When Wen Fu learns about the baby, he ignores Winnie’s fears and still insists on having sex. Winnie confides this to Hulan, who has no sympathy for her. Instead, she tells Winnie to be “grateful he still wants you!” Winnie says that years later she discovered the reason Hulan was not supportive of her that day.
Then one afternoon, the pilots are called to action. Winnie and Hulan frantically pack their husbands’ things and watch as they fly off, not knowing if they would return. “Of course, the next morning we heard what really happened,” Winnie tells Pearl wryly.
Analysis
Winnie’s narrative continues to stress that luck plays a huge part in one’s life, and if one is fated with bad luck, as she believes she was, then nothing can change that. She compares her bad luck to Hulan’s luck, which seems lucky indeed, to have sprung from her sister’s bad luck. That girl’s bad luck occurred in the village of Loyang. But while her luck was bad in Loyang, Hulan’s turned out to be good. This story illustrates Winnie’s belief that luck is fickle; it is not especially something that can be earned, but it is bestowed on a whim, and sometimes it is given to those who do not really deserve it.

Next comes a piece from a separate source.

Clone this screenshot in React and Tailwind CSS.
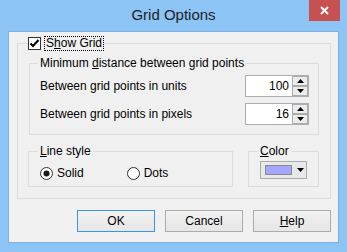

In Chapter Two, Winnie described how the Kitchen God bestowed luck based on his whims. Her vehement reaction to the Kitchen God—and her wish to remove it from Pearl’s altar—make more sense now, in light of her past and her history of bad luck. She grew up believing that her fate was set, that she could do little herself to change her luck, other than try to be good. By the time Pearl inherits the Kitchen God and his altar, Winnie seems to have changed. But what happened to change her from a cowardly girl into a belligerent old woman?